ケースワーカーの「がんばろう」という言葉が刺さる

仕事を休んで家にいることに罪悪感があった。怠けた暮らしをしていることを誰かが監視しているのではないかとさえ思った。カーテンを閉めきり、外にはほとんど出なかった。

必要な食料品はインターネットで注文した。2週に一度の精神科への通院も、帽子を目深にかぶり、大きなサングラスをし、なるべく人目を避けた。

貯金は思いのほかに早く尽きた。家賃の支払いに困った彼女は、調べているうちに生活保護の案内へたどり着いた。

22歳のときに生活保護受給者になった。母親に相談するという発想は、彼女にはなかった。

福祉事務所で実施している就労支援を受け、面接を通り幾度も採用された。しかし、いざ仕事がはじまると長くは続かなかった。パニック発作はなんとか抑えられたが、人の視線に対する怖さが和らぐことはなかった。

変わらず続けていた精神科への通院で、医師は休むように彼女に言った。これを受けて就労支援は、ひとまず中止になった。
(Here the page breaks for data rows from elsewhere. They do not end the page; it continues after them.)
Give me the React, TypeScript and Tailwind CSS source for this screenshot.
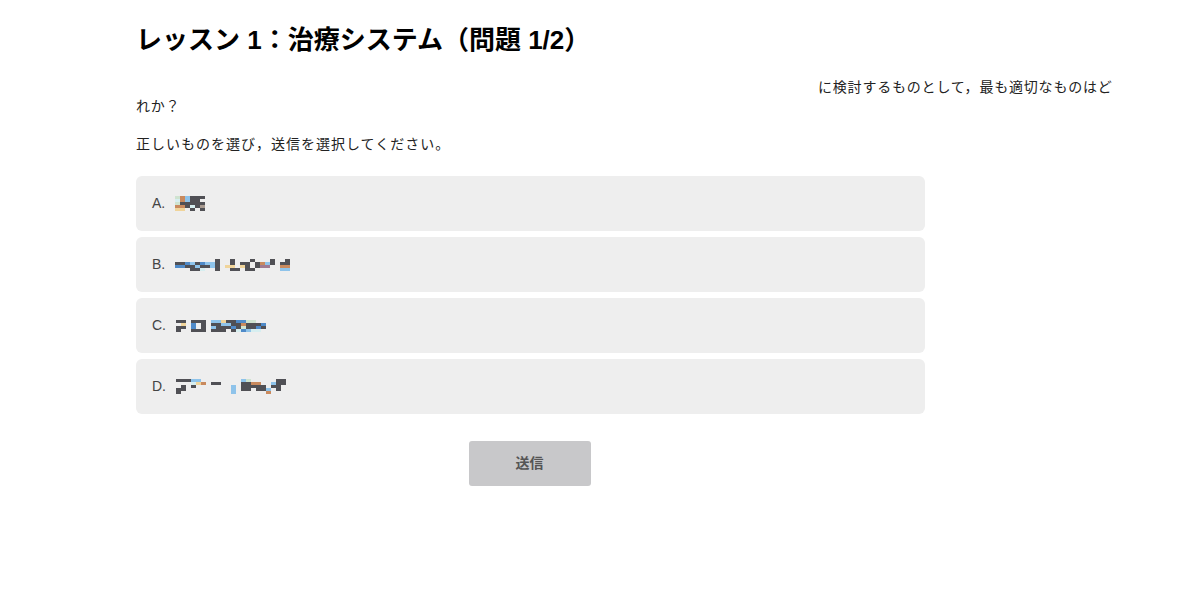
const COLORS: Record<string, string> = {
  k: "#505055",
  b: "#8ec3ea",
  B: "#4f8ac8",
  t: "#c98a5e",
  y: "#f0d49a",
  g: "#cfe3d0",
  c: "#d6eef0",
  p: "#a07a90",
  m: "#a89a90",
};

// redacted answer text, drawn as the pixel mosaic seen in the screenshot
const OPTIONS = [
  { label: "A.", rows: ["gtbkkk", "ctbkk.", "gkkkkk", "ttkckm", "yy.k.k"] },
  {
    rows: [
      "........k..k...k...k..k",
      "kkBbkBbbk..k.kk.ktbk.kk",
      "BBkkbkkbk.yy.yk.kpp..tt",
      "...kkc..k..kk.kk.....bb",
    ],
    label: "B.",
  },
  {
    label: "C.",
    rows: [
      "kk.kkk.bbykkBBgg...",
      ".y.B.k.kkbbkktkkkB.",
      "kk.B.k.bkkkBkgkkBk.",
      "k..kkk.kkk.kcBbcc..",
    ],
  },
  {
    label: "D.",
    rows: [
      "kkkbb........bg.....kk",
      "...cyt.kk....kktt..bkk",
      ".k.k.......b.kkkkk.kk.",
      "kk.........b.kk.kkb.k.",
      "k..........b......t...",
    ],
  },
];

function Mosaic({ rows }: { rows: string[] }) {
  return (
    <div className="flex flex-col">
      {rows.map((row, i) => (
        <div key={i} className="flex">
          {row.split("").map((ch, j) => (
            <span
              key={j}
              className="block h-[3px] w-[5px]"
              style={{ backgroundColor: COLORS[ch] ?? "transparent" }}
            />
          ))}
        </div>
      ))}
    </div>
  );
}

export default function App() {
  return (
    <div className="min-h-[598px] bg-white font-['Liberation_Sans','Noto_Sans_CJK_JP',sans-serif] text-[#222]">
      <div className="w-[976px] pl-[136px] pt-[22px] box-content">
        <h1 className="text-[26px] font-bold leading-[36px] text-black">
          レッスン 1：治療システム（問題 1/2）
        </h1>

        <div className="mt-[20px] text-[14px] leading-[19px] tracking-[0.8px]">
          <p className="whitespace-nowrap pl-[682px]">に検討するものとして，最も適切なものはど</p>
          <p>れか？</p>
        </div>

        <p className="mt-[19px] text-[14px] leading-[19px] tracking-[1px]">
          正しいものを選び，送信を選択してください。
        </p>

        <div className="mt-[22px] flex w-[789px] flex-col gap-[6px]">
          {OPTIONS.map((opt) => (
            <div
              key={opt.label}
              className="flex h-[55px] items-center gap-[10px] rounded-[6px] bg-[#eeeeee] pl-[16px]"
            >
              <span className="text-[14px] text-[#444]">{opt.label}</span>
              <Mosaic rows={opt.rows} />
            </div>
          ))}
        </div>

        <div className="mt-[27px] flex w-[787px] justify-center">
          <button className="h-[45px] w-[122px] rounded-[3px] bg-[#c8c8ca] text-[14px] font-bold text-[#555]">
            送信
          </button>
        </div>
      </div>
    </div>
  );
}
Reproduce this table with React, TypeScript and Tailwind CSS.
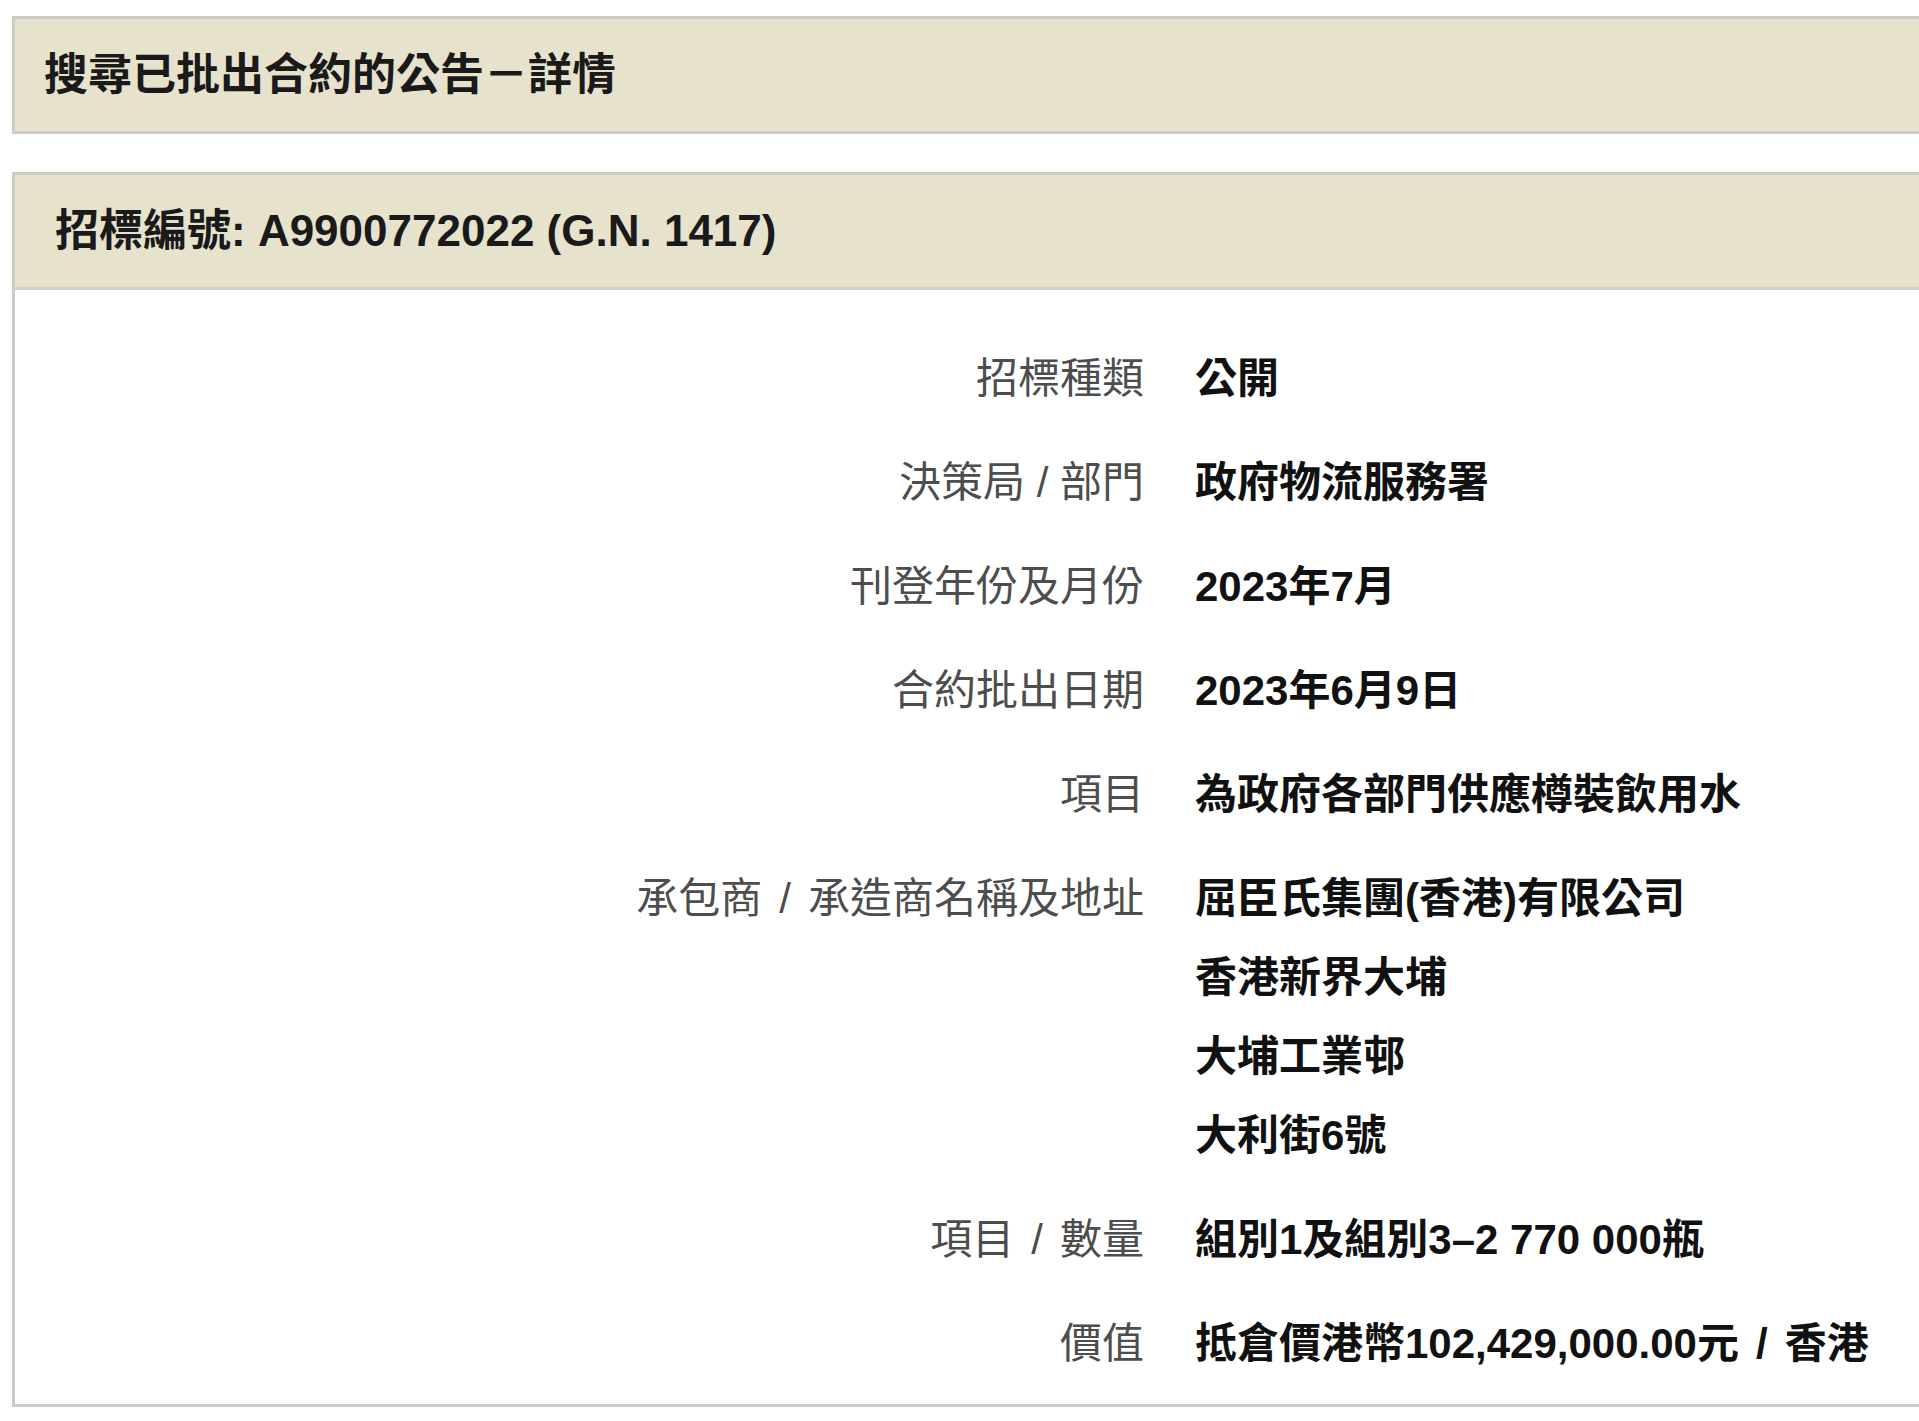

通院と並行して、民間のカウンセリングルームにも通った。なるべく費用が安いところを探した。彼女の管轄の福祉事務所には、自立支援の一環としてカウンセリング料金を助成する制度があった。担当ケースワーカーからの勧めで、それを利用することにした。

「がんばって、よくなっていこうね」

そんなケースワーカーからの言葉の裏に、「いつまでも怠けていないで、働けるようになって」という意図を彼女は感じた。

カウンセラーのためにがんばらなくてはいけないのか

カウンセラーは、やさしそうな雰囲気の女性だった。家庭環境のことを聞かれた。そして、これまでの人生のことを話した。すると、涙を流しながら「大変だったわね」と何度も言ってくれた。しかし、その様子に、本当にわかってくれているのかと疑問を感じてしまった。どことなく、嘘っぽく思ったという。だから、そこに通うことはやめてしまった。

また違うところにも通った。今度は博識そうな男性カウンセラーだった。同じように幼少期からの家庭環境を聞かれた。そこで言われたのは、「過去のことは過去のこととして、生きていきましょう」だった。そうやって、前向きになろうと努力したことは彼女にもあった。だが、そう簡単に前向きになることはできなかった。

認知行動療法も受けたが、思うような効果は得られなかった。カウンセリングに通うことをやめようとしたが、「もう少しがんばってみましょう」とカウンセラーは言った。すると、カウンセラーのためにがんばらなくてはいけないような気がしてきて、ますます足が向かなくなった。